Corey Giacovelli, Contributor
On a September night, Amanda Pawlikowski scored a fantastic goal that led the Utica College women’s soccer team to their first Empire 8 victory of the season.
This goal was set up on one of the more strategic and yet chaotic plays in soccer – the corner kick.
The corner kick was introduced to the game of soccer in 1872 by the Fédération Internationale de Football Association, otherwise known as FIFA.
Corner kicks are chaotic because the box is filled with as many as 16 and possibly more players all fighting for the same ball. Therefore, teams put in set plays off corner kicks in practice so that their players are organized when these situations occur. Utica College men’s soccer coach Brian Marcantonio and women’s soccer coach Eileen Blumenauer both stress practicing these situations all the time.
“You definitely talk about these situations in practice because of how important they are to the game,” Marcantonio said. “We spend about 15-20 minutes twice a week in practice, especially before games.”
Blumenauer stresses practicing corner kicks even more with her team in practice.

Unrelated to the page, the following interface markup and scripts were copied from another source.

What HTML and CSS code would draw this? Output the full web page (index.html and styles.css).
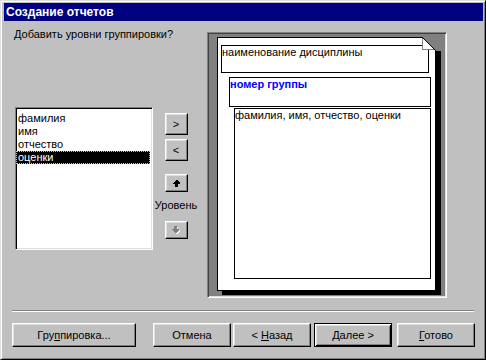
FILE: index.html
```html
<!DOCTYPE html>
<html lang="ru">
<head>
    <meta charset="UTF-8">
    <title>Создание отчетов</title>
    <link rel="stylesheet" href="styles.css">
</head>
<body>
<div class="window">
    <div class="titlebar">Создание отчетов</div>
    <div class="dialog">
        <div class="main">
            <div class="left">
                <div class="prompt">Добавить уровни группировки?</div>
                <div class="pick">
                    <ul class="listbox">
                        <li>фамилия</li>
                        <li>имя</li>
                        <li>отчество</li>
                        <li class="selected">оценки</li>
                    </ul>
                    <div class="movers">
                        <button class="btn mini">&gt;</button>
                        <button class="btn mini second">&lt;</button>
                        <button class="btn mini up">
                            <svg width="7" height="7" viewBox="0 0 7 7" shape-rendering="crispEdges"><polygon points="3,0 4,0 7,3 7,4 5,4 5,7 2,7 2,4 0,4 0,3" fill="#000"/></svg>
                        </button>
                        <div class="level">Уровень</div>
                        <button class="btn mini down" disabled>
                            <svg width="8" height="8" viewBox="0 0 8 8" shape-rendering="crispEdges"><polygon points="3,1 6,1 6,4 8,4 8,5 5,8 4,8 1,5 1,4 3,4" fill="#fff"/><polygon points="2,0 5,0 5,3 7,3 7,4 4,7 3,7 0,4 0,3 2,3" fill="#808080"/></svg>
                        </button>
                    </div>
                </div>
            </div>
            <div class="preview">
                <div class="page">
                    <svg class="fold" width="20" height="14" viewBox="0 0 20 14" shape-rendering="crispEdges">
                        <polygon points="1,0 20,0 20,14 14,14" fill="#808080"/>
                        <polygon points="1,0 1,12 14,14" fill="#fff"/>
                        <line x1="1.5" y1="0" x2="1.5" y2="12" stroke="#808080"/>
                        <line x1="1" y1="12.5" x2="14" y2="12.5" stroke="#808080"/>
                        <line x1="1" y1="0" x2="15" y2="14" stroke="#000" shape-rendering="auto"/>
                    </svg>
                    <div class="band head">наименование дисциплины</div>
                    <div class="band group">номер группы</div>
                    <div class="band detail">фамилия, имя, отчество, оценки</div>
                </div>
            </div>
        </div>
        <div class="separator"></div>
        <div class="actions">
            <button class="btn wide"><span>Гру<u>п</u>пировка...</span></button>
            <button class="btn cancel"><span>Отмена</span></button>
            <button class="btn back"><span>&lt; <u>Н</u>азад</span></button>
            <button class="btn next default"><span><u>Д</u>алее &gt;</span></button>
            <button class="btn finish"><span><u>Г</u>отово</span></button>
        </div>
    </div>
</div>
</body>
</html>
```

FILE: styles.css
```css
body {
    margin: 0;
    padding: 0;
    background-color: #c0c0c0;
    font-family: "Liberation Sans", Arial, sans-serif;
    font-size: 11px;
    color: #000000;
}
.window {
    width: 486px;
    height: 360px;
    box-sizing: border-box;
    background-color: #c0c0c0;
    border: 1px solid;
    border-color: #dfdfdf #000000 #000000 #dfdfdf;
    box-shadow: inset 1px 1px #ffffff, inset -1px -1px #808080;
    padding: 2px 2px 2px 3px;
}
.titlebar {
    height: 18px;
    line-height: 18px;
    background-color: #000080;
    color: #ffffff;
    font-weight: bold;
    font-size: 12px;
    padding-left: 2px;
}
.dialog {
    padding: 7px 0 0 8px;
}
.main {
    display: flex;
    height: 270px;
}
.left {
    width: 184px;
    padding-left: 2px;
}
.prompt {
    line-height: 13px;
}
.pick {
    display: flex;
    margin-top: 66px;
}
.listbox {
    list-style: none;
    margin: 0 1px 0 1px;
    padding: 4px 0 0 0;
    width: 138px;
    height: 143px;
    box-sizing: border-box;
    background-color: #ffffff;
    border: 1px solid;
    border-color: #808080 #ffffff #ffffff #808080;
    box-shadow: inset 1px 1px #000000, inset -1px -1px #dfdfdf;
}
.listbox li {
    line-height: 13px;
    height: 13px;
    padding-left: 1px;
    margin: 0 2px 0 1px;
}
.listbox li.selected {
    background-color: #000000;
    color: #ffffff;
    outline: 1px dotted #c0c0c0;
    outline-offset: -1px;
    margin-left: 0;
    padding-left: 2px;
}
.movers {
    width: 44px;
    display: flex;
    flex-direction: column;
    align-items: center;
    padding-top: 6px;
}
.btn {
    font-family: "Liberation Sans", Arial, sans-serif;
    font-size: 11px;
    color: #000000;
    background-color: #c0c0c0;
    margin: 0;
    padding: 0;
    box-sizing: border-box;
    border: 1px solid;
    border-color: #ffffff #000000 #000000 #ffffff;
    box-shadow: inset -1px -1px #808080, inset 1px 1px #dfdfdf;
    display: flex;
    align-items: center;
    justify-content: center;
}
.btn span {
    white-space: pre;
}
.btn u {
    text-decoration: underline;
    text-underline-offset: 1px;
}
.mini {
    width: 23px;
    height: 22px;
}
.mini.second {
    margin-top: 4px;
}
.mini.up {
    height: 18px;
    margin-top: 13px;
}
.mini.down {
    height: 18px;
    margin-top: 9px;
}
.level {
    line-height: 13px;
    margin-top: 7px;
}
.preview {
    margin: 4px 0 0 9px;
    width: 240px;
    height: 266px;
    box-sizing: border-box;
    background-color: #808080;
    border: 1px solid;
    border-color: #808080 #ffffff #ffffff #808080;
    box-shadow: inset 1px 1px #404040, inset -1px -1px #dfdfdf;
    padding: 4px 0 0 9px;
}
.page {
    position: relative;
    width: 219px;
    height: 254px;
    box-sizing: border-box;
    background-color: #ffffff;
    border: 1px solid #000000;
    box-shadow: 5px 4px 0 #000000;
    padding-top: 7px;
}
.fold {
    position: absolute;
    left: 203px;
    top: -1px;
}
.band {
    box-sizing: border-box;
    border: 1px solid #000000;
    line-height: 13px;
}
.band.head {
    margin-left: 3px;
    width: 208px;
    height: 28px;
}
.band.group {
    margin: 4px 0 0 11px;
    width: 202px;
    height: 30px;
    color: #0000ff;
    font-weight: bold;
}
.band.detail {
    margin: 1px 0 0 16px;
    width: 197px;
    height: 171px;
}
.separator {
    margin-top: 12px;
    width: 462px;
    border-top: 1px solid #808080;
    border-bottom: 1px solid #ffffff;
}
.actions {
    display: flex;
    margin-top: 11px;
}
.actions .btn {
    height: 24px;
    width: 78px;
}
.actions .wide {
    width: 124px;
}
.actions .cancel {
    margin-left: 17px;
}
.actions .back {
    margin-left: 2px;
}
.actions .next {
    margin-left: 3px;
}
.actions .finish {
    margin-left: 5px;
}
.btn.default {
    border: 1px solid #000000;
    box-shadow: inset 1px 1px #ffffff, inset -1px -1px #000000, inset 2px 2px #dfdfdf, inset -2px -2px #808080;
}
```
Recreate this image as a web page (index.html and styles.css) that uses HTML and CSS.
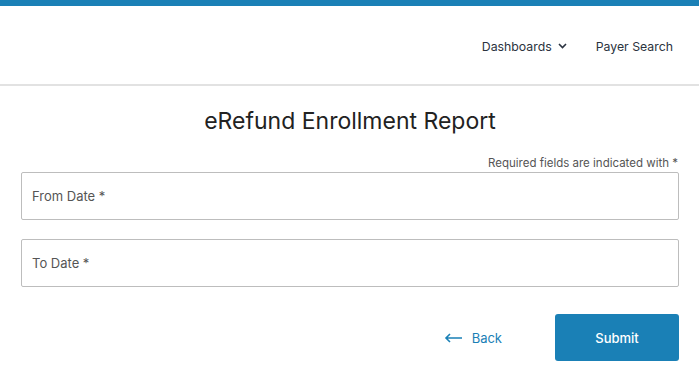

“I would say it is a huge part of our game especially the day before a game,” Blumenauer said. “The day before a game, I would say we use half of practice practicing corner kicks and set pieces.”
Teams come into a game with a list of plays available to run off of corner kicks. Marcantonio and his team have about five or six plays that they can run off a corner kick in almost any game that they play. The formations may like the same on the field but the target off the corner kick varies depending on what play is called.
“We run both a far post and a near post corner off the same setup,” Marcantonio said. “It’s going to look the same off the ball regardless but the difference is who we are trying to get the ball to off the kick.”
With all of this practice and work that goes into practicing corner kicks, coaches have an image in their head of that perfect one that would result in a goal every time, Marcantonio and Blumenauer are no different.
Marcantonio pictures that perfect corner to be where everyone is perfectly timed and in unison on the field. The exact time the ball is delivered into the box, a player is finishing their run into the box making perfect contact with the ball to score.
Blumenauer has a different picture in her mind when thinking of this perfect corner. She sees a ball curving beautifully into the box on delivery. On the receiving end is a player with the perfect header to get her team on the board.
Marcantonio’s team is still looking for the perfect corner as they have failed to score on 47 corner opportunities. Blumenauer’s squad on the other hand, has converted two corner kicks with 37 opportunities.
There is also the issue of how to defend these kicks. Goalies have the toughest job because not only do they have to organize their own players in the box, they also have to keep an eye on the ball while dealing with a large amount of people fighting for it.
The men’s team have allowed two goals while facing 93 corner kicks. The women’s team have allowed four goals while facing 87 corner kicks.
Utica’s women soccer team has been playing two goalies this year in Allison Wagner and Jamie Enders. Each have their own perspective on defending these kicks. Wagner says one of the issues that goalies have off corners is dealing with all of the thoughts that run through their minds.
“We have to watch the weak side, make sure the field players sort out their marks, look out for the short pass, be aware if the ball bends in, deciding to come off our line or stay on, and so much more,” Wagner said. “All of these thoughts happen within the time it takes the kicker to set the ball up and when she actually kicks it.”
Enders also stated that as a keeper once you make a decision on how you are going to play a corner kick, you have to stick with it or else it will mess up your whole defense.
“I have to make a decision whether to come out for the ball or stay back on my line…I tell the players that it’s out on my call, meaning they listen to me,” Enders said. “My thought process is that no matter what my decision is, I have to stick with it. If I call players off the ball, I have to make sure I’m there to grab it.”